Everything from the first line of the data through the line with "const quickScores = ['50', '40', '30', '20', '10', '0']" is to be echoed exactly, minus the pictures.
------ Data shown
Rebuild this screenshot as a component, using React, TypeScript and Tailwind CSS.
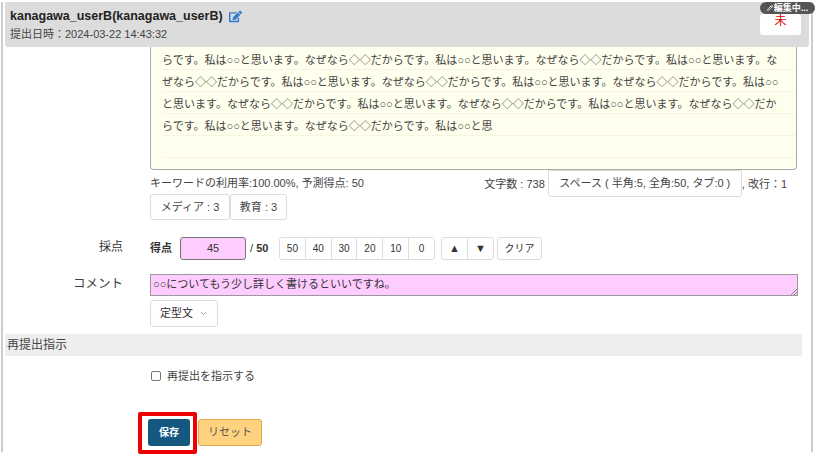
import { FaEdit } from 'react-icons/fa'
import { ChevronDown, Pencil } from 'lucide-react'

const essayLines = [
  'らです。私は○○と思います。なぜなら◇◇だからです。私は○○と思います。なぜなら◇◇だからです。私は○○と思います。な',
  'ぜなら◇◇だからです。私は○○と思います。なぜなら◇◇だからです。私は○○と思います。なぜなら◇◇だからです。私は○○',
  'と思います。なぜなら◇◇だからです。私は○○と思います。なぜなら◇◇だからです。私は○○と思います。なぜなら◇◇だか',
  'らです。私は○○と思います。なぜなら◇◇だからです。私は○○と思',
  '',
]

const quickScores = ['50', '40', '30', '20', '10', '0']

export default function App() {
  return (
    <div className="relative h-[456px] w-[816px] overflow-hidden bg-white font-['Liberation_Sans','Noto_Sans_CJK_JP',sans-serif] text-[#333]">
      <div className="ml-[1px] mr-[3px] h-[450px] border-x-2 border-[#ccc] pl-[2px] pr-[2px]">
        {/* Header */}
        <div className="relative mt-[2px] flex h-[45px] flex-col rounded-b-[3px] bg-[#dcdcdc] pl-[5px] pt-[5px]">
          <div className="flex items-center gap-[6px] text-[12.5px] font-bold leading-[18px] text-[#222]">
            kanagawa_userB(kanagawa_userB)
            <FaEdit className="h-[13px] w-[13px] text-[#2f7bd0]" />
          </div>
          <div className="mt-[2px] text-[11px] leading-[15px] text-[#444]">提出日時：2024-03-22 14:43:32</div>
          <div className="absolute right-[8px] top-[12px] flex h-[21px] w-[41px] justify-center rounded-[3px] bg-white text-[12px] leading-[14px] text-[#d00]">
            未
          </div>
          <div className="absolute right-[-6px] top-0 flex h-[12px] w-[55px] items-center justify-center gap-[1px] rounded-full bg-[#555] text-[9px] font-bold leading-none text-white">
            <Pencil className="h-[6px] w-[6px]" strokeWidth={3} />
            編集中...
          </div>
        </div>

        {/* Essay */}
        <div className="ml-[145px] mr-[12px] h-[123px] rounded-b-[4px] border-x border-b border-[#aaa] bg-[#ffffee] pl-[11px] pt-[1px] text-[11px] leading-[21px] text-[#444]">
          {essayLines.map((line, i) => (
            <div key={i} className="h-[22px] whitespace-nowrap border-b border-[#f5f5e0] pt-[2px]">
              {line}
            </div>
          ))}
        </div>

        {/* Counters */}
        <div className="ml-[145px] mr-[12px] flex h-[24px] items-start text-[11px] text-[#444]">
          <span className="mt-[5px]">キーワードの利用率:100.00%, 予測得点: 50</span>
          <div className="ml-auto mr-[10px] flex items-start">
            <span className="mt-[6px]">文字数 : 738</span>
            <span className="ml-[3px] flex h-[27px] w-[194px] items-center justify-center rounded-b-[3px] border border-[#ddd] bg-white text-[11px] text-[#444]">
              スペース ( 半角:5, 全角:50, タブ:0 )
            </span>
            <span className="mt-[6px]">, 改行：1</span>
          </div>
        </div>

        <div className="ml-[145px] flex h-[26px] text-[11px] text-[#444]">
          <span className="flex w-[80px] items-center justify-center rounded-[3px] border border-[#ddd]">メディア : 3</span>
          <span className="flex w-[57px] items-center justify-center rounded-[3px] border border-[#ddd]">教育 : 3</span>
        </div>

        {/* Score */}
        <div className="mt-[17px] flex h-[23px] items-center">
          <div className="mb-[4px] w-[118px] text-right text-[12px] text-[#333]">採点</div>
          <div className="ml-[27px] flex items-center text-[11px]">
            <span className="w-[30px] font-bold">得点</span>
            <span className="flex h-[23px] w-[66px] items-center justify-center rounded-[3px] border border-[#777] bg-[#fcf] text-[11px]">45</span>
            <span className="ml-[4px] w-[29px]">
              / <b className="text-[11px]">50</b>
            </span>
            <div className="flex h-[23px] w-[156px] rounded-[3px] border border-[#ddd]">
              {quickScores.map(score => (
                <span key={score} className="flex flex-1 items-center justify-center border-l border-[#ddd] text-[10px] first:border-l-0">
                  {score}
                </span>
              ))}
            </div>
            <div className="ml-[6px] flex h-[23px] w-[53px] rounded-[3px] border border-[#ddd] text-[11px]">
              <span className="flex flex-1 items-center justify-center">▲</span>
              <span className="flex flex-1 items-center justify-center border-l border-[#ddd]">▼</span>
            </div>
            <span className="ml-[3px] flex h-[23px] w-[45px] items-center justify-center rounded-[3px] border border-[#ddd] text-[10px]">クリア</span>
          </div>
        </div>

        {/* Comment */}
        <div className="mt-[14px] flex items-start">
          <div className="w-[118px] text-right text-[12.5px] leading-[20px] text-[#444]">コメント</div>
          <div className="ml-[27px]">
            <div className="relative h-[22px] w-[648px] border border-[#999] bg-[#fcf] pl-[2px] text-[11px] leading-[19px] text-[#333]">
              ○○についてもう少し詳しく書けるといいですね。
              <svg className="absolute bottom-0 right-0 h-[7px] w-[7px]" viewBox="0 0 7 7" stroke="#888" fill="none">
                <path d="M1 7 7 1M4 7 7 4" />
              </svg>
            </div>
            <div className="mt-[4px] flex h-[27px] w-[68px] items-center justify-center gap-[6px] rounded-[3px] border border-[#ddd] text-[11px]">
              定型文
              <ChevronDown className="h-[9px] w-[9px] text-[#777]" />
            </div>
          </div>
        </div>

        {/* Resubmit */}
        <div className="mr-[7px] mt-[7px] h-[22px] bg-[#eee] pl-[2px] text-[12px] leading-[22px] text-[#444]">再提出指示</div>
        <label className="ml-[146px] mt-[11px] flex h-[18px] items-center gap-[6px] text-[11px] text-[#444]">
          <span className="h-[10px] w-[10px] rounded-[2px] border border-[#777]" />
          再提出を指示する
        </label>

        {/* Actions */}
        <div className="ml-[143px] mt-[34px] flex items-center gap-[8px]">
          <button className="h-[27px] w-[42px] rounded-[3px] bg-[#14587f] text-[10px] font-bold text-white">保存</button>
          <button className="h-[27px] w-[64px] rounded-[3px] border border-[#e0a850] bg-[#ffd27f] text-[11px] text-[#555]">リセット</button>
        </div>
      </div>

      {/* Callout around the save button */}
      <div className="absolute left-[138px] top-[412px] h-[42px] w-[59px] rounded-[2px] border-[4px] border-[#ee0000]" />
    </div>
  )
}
------------
• Task output
Rebuild this screenshot as a component, using React, TypeScript and Tailwind CSS.
import { FaEdit } from 'react-icons/fa'
import { ChevronDown, Pencil } from 'lucide-react'

const essayLines = [
  'らです。私は○○と思います。なぜなら◇◇だからです。私は○○と思います。なぜなら◇◇だからです。私は○○と思います。な',
  'ぜなら◇◇だからです。私は○○と思います。なぜなら◇◇だからです。私は○○と思います。なぜなら◇◇だからです。私は○○',
  'と思います。なぜなら◇◇だからです。私は○○と思います。なぜなら◇◇だからです。私は○○と思います。なぜなら◇◇だか',
  'らです。私は○○と思います。なぜなら◇◇だからです。私は○○と思',
  '',
]

const quickScores = ['50', '40', '30', '20', '10', '0']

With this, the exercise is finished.